Les pauvretés de ton âme sordide,
Tu les verras, ma chère,
Se changer en prodigalités,
Si tu me réponds.

Ce sera un soir de Mai,
Et les oiseaux s'ennuieront
De leurs ailes...

À tes pieds,
Mon amour couché
Te chantera en arabe
La soif des cœurs nouveaux.

Les étoiles auront pour toi
Des regards chargés
De nostalgie électrique.

La lune te fera le gros dos.

Moi, j'aurai ensanglanté
Ce qui me reste de cœur,
Pour éteindre la solitude
De tes lèvres rouges...

Tu verras, telle une sultane,
Ramper autour de tes hanches
L'essaim des amours muettes,
Et ta main toujours froissera
La soie riche de quelque nouveau jouet.

Tu marcheras même sur le sang
De mes chimères sans firmament.

Mais au moins que je boive en tes lèvres
Un secret d'éternelle passion !

Alors, ma toute belle,
Je dévorerai ton âme
De sanglots sans fin...

In Soliloques, Ancienne Imprimerie Thomas, Bône (Algérie), 1946 ; éd.
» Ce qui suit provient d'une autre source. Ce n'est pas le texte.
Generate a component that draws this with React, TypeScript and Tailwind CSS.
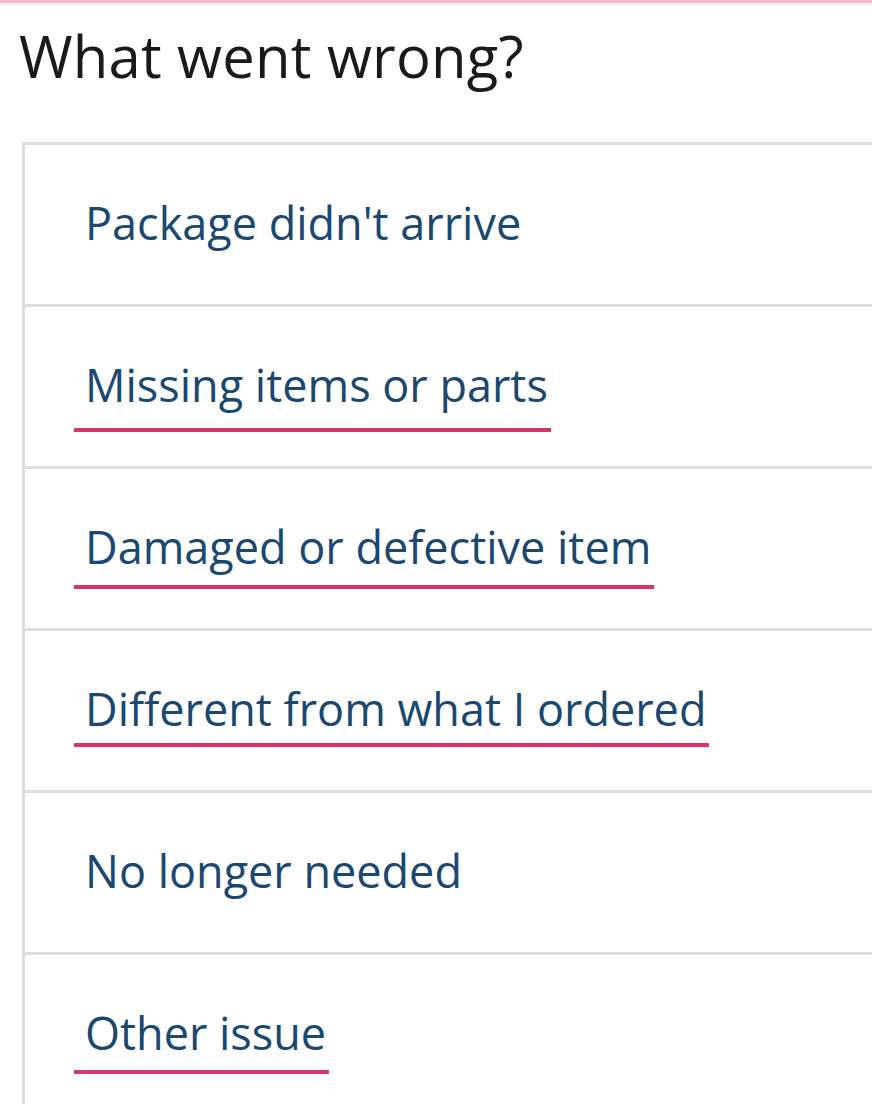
import React from 'react';

interface Reason {
  label: string
  // gap between baseline and the pink mark, when the row is marked
  mark?: number
}

const reasons: Reason[] = [
  { label: "Package didn't arrive" },
  { label: 'Missing items or parts', mark: 26 },
  { label: 'Damaged or defective item', mark: 21 },
  { label: 'Different from what I ordered', mark: 17 },
  { label: 'No longer needed' },
  { label: 'Other issue', mark: 20 },
];

function ReasonRow({ label, mark, first }: Reason & { first: boolean }) {
  return (
    <button
      className={`flex w-full items-start pl-[60px] pt-[55px] pb-[59px] text-left ${
        first ? '' : 'border-t-[3px] border-[#dcdfdf]'
      }`}
    >
      <span className="relative text-[45px] leading-[45px] text-[#1a4870]">
        {label}
        {mark !== undefined && (
          <span
            className="absolute left-[-11px] right-[-3px] h-[4px] bg-[#d7346b]"
            style={{ top: 40 + mark }}
          />
        )}
      </span>
    </button>
  );
}

export default function App() {
  return (
    <div
      className="min-h-[1104px] overflow-hidden bg-white"
      style={{ fontFamily: '"Open Sans", "Noto Sans", sans-serif' }}
    >
      <div className="h-[3px] bg-[#f6bcd2]" />
      <div className="h-[2px] bg-[#fde9f1]" />
      <h1 className="mt-[22px] pl-[19px] text-[58px] leading-[57px] tracking-[0.2px] text-[#1a1a1a]">
        What went wrong?
      </h1>
      <div className="ml-[22px] mt-[58px] w-[900px] border-l-[3px] border-t-[3px] border-[#dcdfdf]">
        {reasons.map((r, i) => (
          <ReasonRow key={r.label} {...r} first={i === 0} />
        ))}
      </div>
    </div>
  );
}
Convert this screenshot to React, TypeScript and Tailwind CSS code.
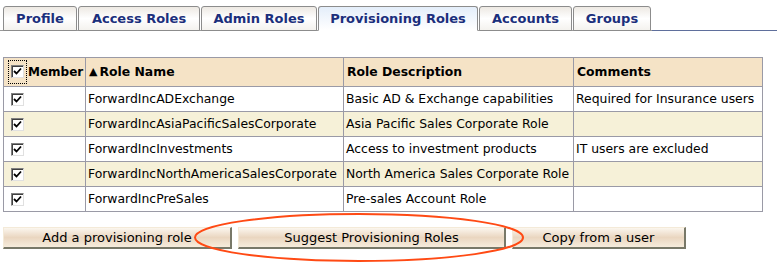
import React from 'react';

const tabs = [
  { label: 'Profile', w: 'w-[74px]' },
  { label: 'Access Roles', w: 'w-[122px]' },
  { label: 'Admin Roles', w: 'w-[116px]' },
  { label: 'Provisioning Roles', w: 'w-[160px]', active: true },
  { label: 'Accounts', w: 'w-[93px]' },
  { label: 'Groups', w: 'w-[78px]' },
];

const rows = [
  { name: 'ForwardIncADExchange', desc: 'Basic AD & Exchange capabilities', comment: 'Required for Insurance users' },
  { name: 'ForwardIncAsiaPacificSalesCorporate', desc: 'Asia Pacific Sales Corporate Role', comment: '' },
  { name: 'ForwardIncInvestments', desc: 'Access to investment products', comment: 'IT users are excluded' },
  { name: 'ForwardIncNorthAmericaSalesCorporate', desc: 'North America Sales Corporate Role', comment: '' },
  { name: 'ForwardIncPreSales', desc: 'Pre-sales Account Role', comment: '' },
];

const CheckBox = () => (
  <span className="inline-flex items-center justify-center w-[13px] h-[13px] bg-white border border-t-[#808080] border-l-[#808080] border-b-[#e0e0e0] border-r-[#e0e0e0] shadow-[inset_1px_1px_0_#404040]">
    <svg width="9" height="9" viewBox="0 0 9 9">
      <path d="M1 4 L3.5 6.5 L8 1.5" stroke="#000" strokeWidth="1.8" fill="none" />
    </svg>
  </span>
);

const Button = ({ label, w }: { label: string; w: string }) => (
  <button
    className={`${w} h-[22px] text-[13px] text-black bg-gradient-to-b from-[#fbf6ee] via-[#ead6c0] to-[#f6ecdc] border border-t-[#f4ead8] border-l-[#f4ead8] border-b-2 border-r-2 border-b-[#787868] border-r-[#787868]`}
  >
    {label}
  </button>
);

export default function App() {
  return (
    <div className="relative w-[777px] h-[264px] bg-white font-['DejaVu_Sans',Verdana,sans-serif]">
      <div className="flex items-end pt-[6px] pl-[3px] gap-[1px] border-b border-[#9a9a9a]">
        {tabs.map((t) => (
          <div
            key={t.label}
            className={`${t.w} h-[25px] -mb-px flex items-center justify-center rounded-t-[3px] border border-[#8c8c8c] text-[13px] font-bold text-[#1b2f7c] ${
              t.active
                ? 'bg-gradient-to-b from-[#e4eefa] to-white border-b-white'
                : 'bg-gradient-to-b from-[#ede9e3] via-white to-[#f4f2ee]'
            }`}
          >
            {t.label}
          </div>
        ))}
        <div className="flex-1 h-[1px] -mb-px bg-[#5f6f9c]" />
      </div>

      <table className="ml-[3px] mt-[26px] w-[759px] table-fixed border-collapse text-[12.4px] text-black">
        <colgroup>
          <col className="w-[82px]" />
          <col className="w-[258px]" />
          <col className="w-[230px]" />
          <col className="w-[189px]" />
        </colgroup>
        <thead>
          <tr className="h-[29px] bg-[#f5e3c6] font-bold text-left">
            <th className="border border-[#9a9aa6] pl-[4px] pr-0 whitespace-nowrap">
              <div className="flex items-center gap-[1px] text-[12px]">
                <span className="border border-dotted border-black p-[2px]">
                  <CheckBox />
                </span>
                <span>Member</span>
              </div>
            </th>
            <th className="border border-[#9a9aa6] px-[3px]">
              <span className="text-[11px] mr-[2px] align-[1px]">▲</span>Role Name
            </th>
            <th className="border border-[#9a9aa6] px-[3px]">Role Description</th>
            <th className="border border-[#9a9aa6] px-[3px]">Comments</th>
          </tr>
        </thead>
        <tbody>
          {rows.map((r, i) => (
            <tr key={r.name} className={`h-[25px] ${i % 2 ? 'bg-[#f6f1d8]' : 'bg-white'}`}>
              <td className="border border-[#9a9aa6] pl-[7px]">
                <div className="flex items-center">
                  <CheckBox />
                </div>
              </td>
              <td className="border border-[#9a9aa6] px-[2px] whitespace-nowrap">{r.name}</td>
              <td className="border border-[#9a9aa6] px-[2px] whitespace-nowrap">{r.desc}</td>
              <td className="border border-[#9a9aa6] px-[2px] whitespace-nowrap">{r.comment}</td>
            </tr>
          ))}
        </tbody>
      </table>

      <div className="flex gap-[6px] ml-[3px] mt-[15px]">
        <Button label="Add a provisioning role" w="w-[229px]" />
        <Button label="Suggest Provisioning Roles" w="w-[268px]" />
        <Button label="Copy from a user" w="w-[174px]" />
      </div>

      <svg className="absolute left-[192px] top-[212px]" width="334" height="51" viewBox="0 0 334 51">
        <ellipse cx="167" cy="25.5" rx="164" ry="23.5" fill="none" stroke="#ff4a14" strokeWidth="2" />
      </svg>
    </div>
  );
}
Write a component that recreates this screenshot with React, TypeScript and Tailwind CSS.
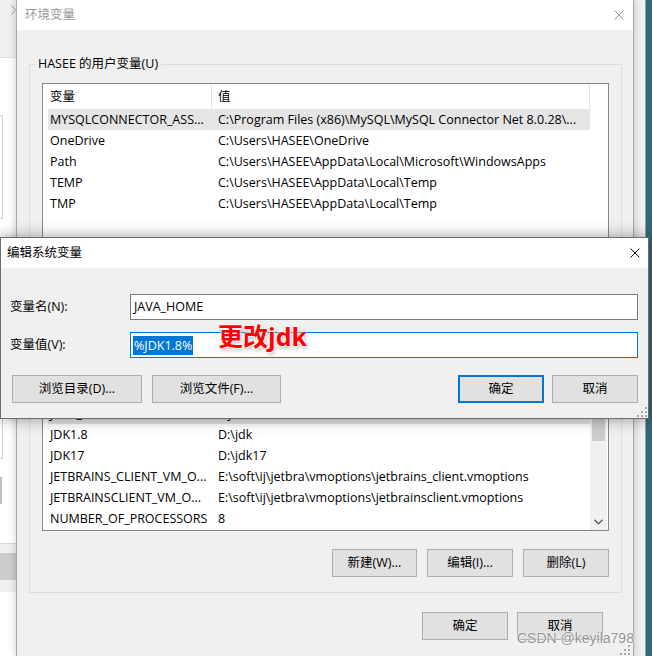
const FONT = "font-['Open_Sans','Noto_Sans_CJK_SC',sans-serif]";

type Row = { name: string; value: string; selected?: boolean };

const USER_VARS: Row[] = [
  {
    name: "MYSQLCONNECTOR_ASS...",
    value: "C:\\Program Files (x86)\\MySQL\\MySQL Connector Net 8.0.28\\...",
    selected: true,
  },
  { name: "OneDrive", value: "C:\\Users\\HASEE\\OneDrive" },
  { name: "Path", value: "C:\\Users\\HASEE\\AppData\\Local\\Microsoft\\WindowsApps" },
  { name: "TEMP", value: "C:\\Users\\HASEE\\AppData\\Local\\Temp" },
  { name: "TMP", value: "C:\\Users\\HASEE\\AppData\\Local\\Temp" },
];

// 上面几行被编辑框挡住了，只留看得见的
const SYS_VARS: Row[] = [
  { name: "JAVA_HOME", value: "%JDK1.8%", selected: true },
  { name: "JDK1.8", value: "D:\\jdk" },
  { name: "JDK17", value: "D:\\jdk17" },
  { name: "JETBRAINS_CLIENT_VM_O...", value: "E:\\soft\\ij\\jetbra\\vmoptions\\jetbrains_client.vmoptions" },
  { name: "JETBRAINSCLIENT_VM_O...", value: "E:\\soft\\ij\\jetbra\\vmoptions\\jetbrainsclient.vmoptions" },
  { name: "NUMBER_OF_PROCESSORS", value: "8" },
];

function CloseX({ color }: { color: string }) {
  return (
    <svg width="10" height="10" viewBox="0 0 10 10" className="shrink-0">
      <path d="M0.5 0.5L9.5 9.5M9.5 0.5L0.5 9.5" stroke={color} strokeWidth="1" />
    </svg>
  );
}

function Grip() {
  return (
    <svg width="10" height="10" viewBox="0 0 10 10">
      {[
        [8, 0],
        [8, 4],
        [4, 4],
        [8, 8],
        [4, 8],
        [0, 8],
      ].map(([x, y]) => (
        <rect key={`${x}-${y}`} x={x} y={y} width="2" height="2" fill="#a8a8a8" />
      ))}
    </svg>
  );
}

function VarRow({ row }: { row: Row }) {
  return (
    <div className={`flex h-[21px] w-[542px] shrink-0 items-center pt-[2px] ${row.selected ? "bg-[#e5e5e5]" : ""}`}>
      <span className="w-[163px] shrink-0 overflow-hidden whitespace-nowrap pl-[2px]">{row.name}</span>
      <span className="overflow-hidden whitespace-nowrap pl-[7px]">{row.value}</span>
    </div>
  );
}

function Btn({ children, w, primary }: { children: React.ReactNode; w: string; primary?: boolean }) {
  return (
    <button
      className={`flex h-[28px] items-center justify-center whitespace-nowrap bg-[#e1e1e1] ${w} ${
        primary ? "border-2 border-[#0078d7]" : "border border-[#adadad]"
      }`}
    >
      {children}
    </button>
  );
}

// 背景里的系统属性窗口，只露出左边一条
function SystemWindow() {
  return (
    <div className="absolute left-0 top-0 h-full w-[646px] border-r border-[#a0a0a0] bg-[#f0f0f0]">
      <div className="flex w-[16px] flex-col">
        <div className="flex h-[57px] items-start pl-[11px] pt-[5px]">
          <svg width="5" height="10" viewBox="0 0 5 10">
            <path d="M0.5 0.5L4.5 5L0.5 9.5" stroke="#a0a0a0" fill="none" />
          </svg>
        </div>
        <div className="flex h-[486px] flex-col border-t border-[#e3e3e3] bg-white">
          <div className="mt-[57px] h-[104px] w-[3px] border-y border-r border-[#d2d2d2]" />
          <div className="mt-[170px] h-[70px] w-[3px] border-y border-r border-[#d2d2d2]" />
          <div className="mt-[18px] h-[27px] w-[2px] border border-[#bdbdbd] bg-[#e1e1e1]" />
        </div>
        <div className="h-[10px] border-t border-[#dadada] bg-[#f0f0f0]" />
        <div className="h-[27px] bg-[#cccccc]" />
        <div className="h-[12px] bg-[#f0f0f0]" />
        <div className="h-[70px] bg-white" />
      </div>
    </div>
  );
}

function EnvWindow() {
  return (
    <div className="absolute left-[16px] top-0 flex h-[658px] w-[618px] flex-col border-x border-[#a8a8a8] bg-[#f0f0f0] shadow-[0_0_8px_rgba(0,0,0,0.2)]">
      <div className="flex h-[30px] items-center justify-between bg-white pl-[8px] pr-[9px] text-[#999999]">
        <span>环境变量</span>
        <CloseX color="#999999" />
      </div>

      <div className="pl-[12px] pt-[26px]">
        <fieldset className="w-[592px] border border-[#dcdcdc]">
          <legend className="ml-[5px] px-[3px] leading-[16px]">HASEE 的用户变量(U)</legend>
          <div className="px-[12px] pb-[15px]">
            <div className="mt-[11px] h-[160px] w-[567px] overflow-hidden border border-[#828790] bg-white">
              <div className="flex h-[25px] items-center">
                <span className="w-[169px] border-r border-[#e5e5e5] pl-[7px] leading-[25px]">变量</span>
                <span className="w-[378px] border-r border-[#e5e5e5] pl-[6px] leading-[25px]">值</span>
              </div>
              <div className="flex flex-col pl-[5px]">
                {USER_VARS.map((r) => (
                  <VarRow key={r.name} row={r} />
                ))}
              </div>
            </div>
            <div className="mt-[19px] h-[28px]" />
          </div>
        </fieldset>

        <fieldset className="mt-[10px] w-[592px] border border-[#dcdcdc]">
          <legend className="ml-[5px] px-[3px] leading-[16px]">系统变量(S)</legend>
          <div className="px-[12px] pb-[15px]">
            <div className="mt-[11px] flex h-[188px] w-[567px] border border-[#828790] bg-white">
              <div className="flex w-[547px] flex-col justify-end overflow-hidden pb-[1px] pl-[5px]">
                {SYS_VARS.map((r) => (
                  <VarRow key={r.name} row={r} />
                ))}
              </div>
              <div className="flex w-[17px] flex-col bg-[#f0f0f0]">
                <div className="h-[17px]" />
                <div className="flex-1 px-[2px]">
                  <div className="mt-[39px] h-[41px] bg-[#cdcdcd]" />
                </div>
                <div className="flex h-[17px] items-center justify-center">
                  <svg width="9" height="6" viewBox="0 0 9 6">
                    <path d="M0.5 0.8L4.5 4.8L8.5 0.8" stroke="#606060" strokeWidth="1.4" fill="none" />
                  </svg>
                </div>
              </div>
            </div>
            <div className="mt-[18px] flex justify-end gap-[10px]">
              <Btn w="w-[85px]">新建(W)...</Btn>
              <Btn w="w-[86px]">编辑(I)...</Btn>
              <Btn w="w-[86px]">删除(L)</Btn>
            </div>
          </div>
        </fieldset>

        <div className="mt-[19px] flex justify-end gap-[9px] pr-[30px]">
          <Btn w="w-[86px]">确定</Btn>
          <Btn w="w-[86px]">取消</Btn>
        </div>
      </div>

      <div className="absolute bottom-[3px] right-[3px]">
        <Grip />
      </div>
    </div>
  );
}

function EditDialog() {
  return (
    <div className="absolute left-0 top-[237px] flex h-[182px] w-[649px] flex-col border border-[#6e6e6e] bg-[#f0f0f0] shadow-[0_0_14px_rgba(0,0,0,0.4)]">
      <div className="flex h-[30px] items-center justify-between bg-white pl-[6px] pr-[8px]">
        <span>编辑系统变量</span>
        <CloseX color="#111111" />
      </div>

      <div className="flex flex-col pl-[9px] pr-[10px] pt-[26px]">
        <div className="flex h-[26px] items-center">
          <span className="w-[120px]">变量名(N):</span>
          <div className="flex h-[26px] w-[508px] items-center border border-[#7a7a7a] bg-white pl-[3px]">JAVA_HOME</div>
        </div>
        <div className="mt-[12px] flex h-[26px] items-center">
          <span className="w-[120px]">变量值(V):</span>
          <div className="flex h-[26px] w-[508px] items-center border border-[#0078d7] bg-white pl-[2px]">
            <span className="bg-[#0078d7] px-[1px] leading-[19px] text-white">%JDK1.8%</span>
          </div>
        </div>
        <div className="mt-[17px] flex justify-between pl-[2px]">
          <div className="flex gap-[10px]">
            <Btn w="w-[130px]">浏览目录(D)...</Btn>
            <Btn w="w-[129px]">浏览文件(F)...</Btn>
          </div>
          <div className="flex gap-[8px]">
            <Btn w="w-[86px]" primary>
              确定
            </Btn>
            <Btn w="w-[86px]">取消</Btn>
          </div>
        </div>
      </div>

      {/* 截图上的红字标注 */}
      <span className="absolute left-[217px] top-[83px] text-[25px] font-bold leading-[30px] text-[#ff0000] [text-shadow:0_0_2px_#fff,0_0_2px_#fff,0_0_3px_#fff,1px_2px_4px_rgba(0,0,0,0.35)]">
        更改jdk
      </span>

      <div className="absolute bottom-[1px] right-[1px]">
        <Grip />
      </div>
    </div>
  );
}

export default function App() {
  return (
    <div className={`relative h-[656px] w-[652px] overflow-hidden bg-[#2f6a73] text-[12.5px] text-black ${FONT}`}>
      <SystemWindow />
      <EnvWindow />
      <EditDialog />
      <span className="absolute left-[517px] top-[629px] font-['Liberation_Sans',sans-serif] text-[14px] leading-[18px] text-[rgba(110,110,110,0.75)] [text-shadow:0_0_1px_#fff,0_0_2px_#fff]">
        CSDN @keyila798
      </span>
    </div>
  );
}
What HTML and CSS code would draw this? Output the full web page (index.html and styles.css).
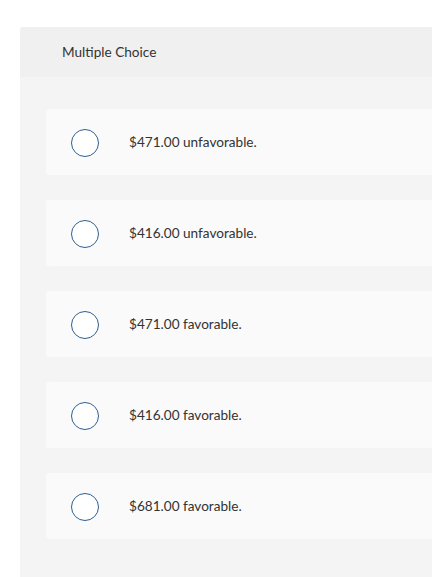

Bouchène, Alger, 1991 ; éd. La Découverte, Paris, 1991.

Yacine Kateb, né à Constantine en 1929, devient Kateb Yacine, signe en 1956 Nedjma, "sans conteste le texte fondamental de la littérature algérienne de langue française" (Tahar Djaout). Il sera aussi journaliste à Alger Républicain  et l’auteur d’un théâtre populaire écrit principalement en algérien dialectal, sans abandonner le français, qu’il considérait comme un « butin de guerre ». Il meurt en 1989, emporté par une leucémie.